Something that is an interesting concept in geometry is a depressing commonplace in Washington. In geometry, a line can have length without breadth. In Washington, the argument about the MX missile is like that.

Most MX opponents are ardent for the arms-control "process," one sour fruit of which is . . . the MX. In 1972 the misbegotten ABM treaty banned defense of ICBMs, thereby making a necessity of what many analysts, then as now, considered a virtue: deterrence based on mutual vulnerability. SALT I, signed simultaneously, was permissive and porous. (For example, it limited but neglected to define "heavy" missiles.) So the Soviet buildup, unconstrained by SALT I but legitimized by it, soon made U.S. land- based ICBMs vulnerable to a disarming first strike.

The MX was supposed to cure the vulnerability of Minutemen ICBMs in fixed silos. But after a decade spent considering 34 basing modes, the Pentagon now proposes to put MX in "improved" silos. The Reagan administration could candidly admit that this might create a "use-'em-or-lose-'em" hair-trigger situation in a crisis, and could plausibly argue that this might deter the Soviets from provoking a crisis. Instead, the administration lamely argues that improved "hardening" makes silos invulnerable after all.

The Reagan administration is stuck with an MX that others wanted for reasons related to arms control. Arms controllers are not actually hostile to strategic rationality, if rationality is compatible with arms agreements. But first things -- agreements -- first. Arms controllers know that the way to get agreements is to agree to limit things that are easy to count. So SALT I limited the number of launchers. Result? Bigger launchers packed with more warheads -- more eggs in more vulnerable baskets, like MX.

MX will survive in Congress this year, and by next year will have become a jobs program and probably will be invulnerable (to Congress, not Soviet missiles). It will survive this year thanks to only one thing -- the arms control "process," in which MX is, the administration says, a "bargaining chip." Actually, it is a bargaining chip between the administration and Congress, which supports it lest U.S. negotiators be weakened.
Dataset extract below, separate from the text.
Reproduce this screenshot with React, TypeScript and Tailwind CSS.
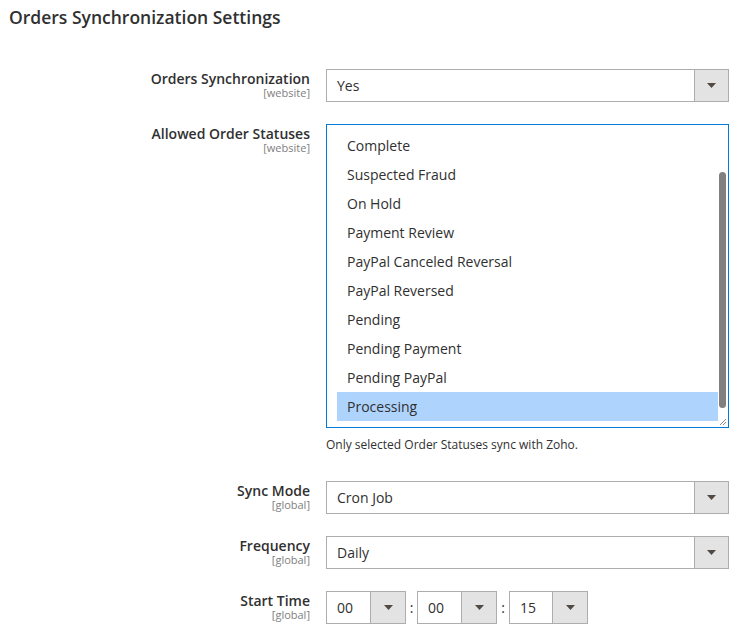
const statuses = [
  "Complete",
  "Suspected Fraud",
  "On Hold",
  "Payment Review",
  "PayPal Canceled Reversal",
  "PayPal Reversed",
  "Pending",
  "Pending Payment",
  "Pending PayPal",
  "Processing",
];

function Arrow() {
  return (
    <svg width="9" height="5" viewBox="0 0 9 5" className="block">
      <path d="M0 0 H9 L4.5 5 Z" fill="#514943" />
    </svg>
  );
}

function Select({ value, width = "w-[403px]", arrow = "w-[34px]" }: { value: string; width?: string; arrow?: string }) {
  return (
    <div className={`flex h-[33px] border border-[#adadad] bg-white ${width}`}>
      <div className="flex flex-1 items-center pl-[10px] text-[14px]">{value}</div>
      <div className={`flex items-center justify-center border-l border-[#adadad] bg-[#e3e3e3] ${arrow}`}>
        <Arrow />
      </div>
    </div>
  );
}

function Label({ title, scope }: { title: string; scope: string }) {
  return (
    <div className="flex w-[310px] shrink-0 flex-col items-end pt-[1px]">
      <span className="text-[14px] font-semibold leading-[17px]">{title}</span>
      <span className="text-[11px] leading-[12px] text-[#808080]">{scope}</span>
    </div>
  );
}

export default function App() {
  return (
    <div className="h-[637px] w-[742px] overflow-hidden bg-white font-['Open_Sans',sans-serif] text-[#303030]">
      <h2 className="pl-[9px] pt-[6px] text-[17.5px] font-semibold leading-[22px] text-[#303030]">
        Orders Synchronization Settings
      </h2>

      <div className="mt-[41px] flex flex-col">
        <div className="flex">
          <Label title="Orders Synchronization" scope="[website]" />
          <div className="ml-4">
            <Select value="Yes" />
          </div>
        </div>

        <div className="mt-[22px] flex">
          <Label title="Allowed Order Statuses" scope="[website]" />
          <div className="ml-4">
            <div className="relative h-[304px] w-[403px] overflow-hidden border border-[#007bdb] bg-white px-[10px] pt-[6px]">
              {statuses.map((s) => (
                <div
                  key={s}
                  className={`h-[29px] pl-[10px] text-[14px] leading-[29px] ${s === "Processing" ? "bg-[#aed3fd]" : ""}`}
                >
                  {s}
                </div>
              ))}
              <div className="absolute right-[2px] top-[47px] h-[236px] w-[7px] rounded-full bg-[#808080]" />
              <svg width="8" height="8" viewBox="0 0 8 8" className="absolute bottom-[1px] right-[1px]">
                <path d="M7 1 L1 7 M7 4 L4 7" stroke="#8a8a8a" strokeWidth="1" />
              </svg>
            </div>
            <p className="mt-[9px] text-[12px] leading-[16px]">Only selected Order Statuses sync with Zoho.</p>
          </div>
        </div>

        <div className="mt-[28px] flex">
          <Label title="Sync Mode" scope="[global]" />
          <div className="ml-4">
            <Select value="Cron Job" />
          </div>
        </div>

        <div className="mt-[22px] flex">
          <Label title="Frequency" scope="[global]" />
          <div className="ml-4">
            <Select value="Daily" />
          </div>
        </div>

        <div className="mt-[22px] flex">
          <Label title="Start Time" scope="[global]" />
          <div className="ml-4 flex items-center">
            <Select value="00" width="w-[80px]" arrow="w-[35px]" />
            <span className="w-[11px] text-center text-[14px]">:</span>
            <Select value="00" width="w-[80px]" arrow="w-[35px]" />
            <span className="w-[12px] text-center text-[14px]">:</span>
            <Select value="15" width="w-[79px]" arrow="w-[35px]" />
          </div>
        </div>
      </div>
    </div>
  );
}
The president says the MX vote is "a vote on Geneva." By "Geneva" he means the arms control "process," during which, since SALT I, the number of nuclear warheads has quadrupled and the Soviets have deployed 21 new nuclear weapons systems. So, although it is fitting that Congress supports a new missile in order to sustain the arms control "process," it is dismal that, to sell this misbegotten missile, Reagan has become a zealous worshipper at the barren altar of arms control.

He says Moscow considers the MX vote a test of U.S. "resolve." But a nation driven from Lebanon by a truck bomb cannot restore its reputation by buying a missile for which three administrations have failed to find an adequate basing mode. A nation that lacks the resolve to use its ships to quarantine a regime such as Nicaragua's or its rifles to overthrow that regime, or even its dollars adequately to support Nicaraguan freedom fighters, cannot show relevant "resolve" by buying high-tech hardware. The West is losing World War III in small wars, not big-missile competitions.

Perhaps the president means that Moscow considers the MX vote a test of U.S. "resolve" to spend for defense. But Moscow would be distraught were Congress to spend the MX dollars on rifles and ships we might actually use, and on aid for freedom fighters in Nicaragua, Cambodia, Vietnam and Afghanistan. Congress could use the small change to buy better radio transmitters to override Soviet jamming that violates the Helsinki accords, which, speaking of resolve, the administration lacks the resolve to repudiate as dead letters.

But there is the rub and the reason that it is sensible to hold your nose, grit your teeth and support MX. If Congress kills MX, it will use the dollars to solve a different vulnerability crisis -- the vulnerability of Congress to constituents an spending cuts.

The current round of arms controlling in Geneva may last a generation. Or perhaps now that the kids have seized control of the Kremlin, the pace will quicken, in which case the two sides can reach a deadlock quickly. The only certainty is that the "process" will have produced MX, a missile conceived as a result of SALT I, gestated during SALT II and born in the hope of SALT III. Actually, the MX argument resembles not geometry, which is reasonable, but modern art -- say, abstract expressionism, which is the work of the confused, sold to the earnest.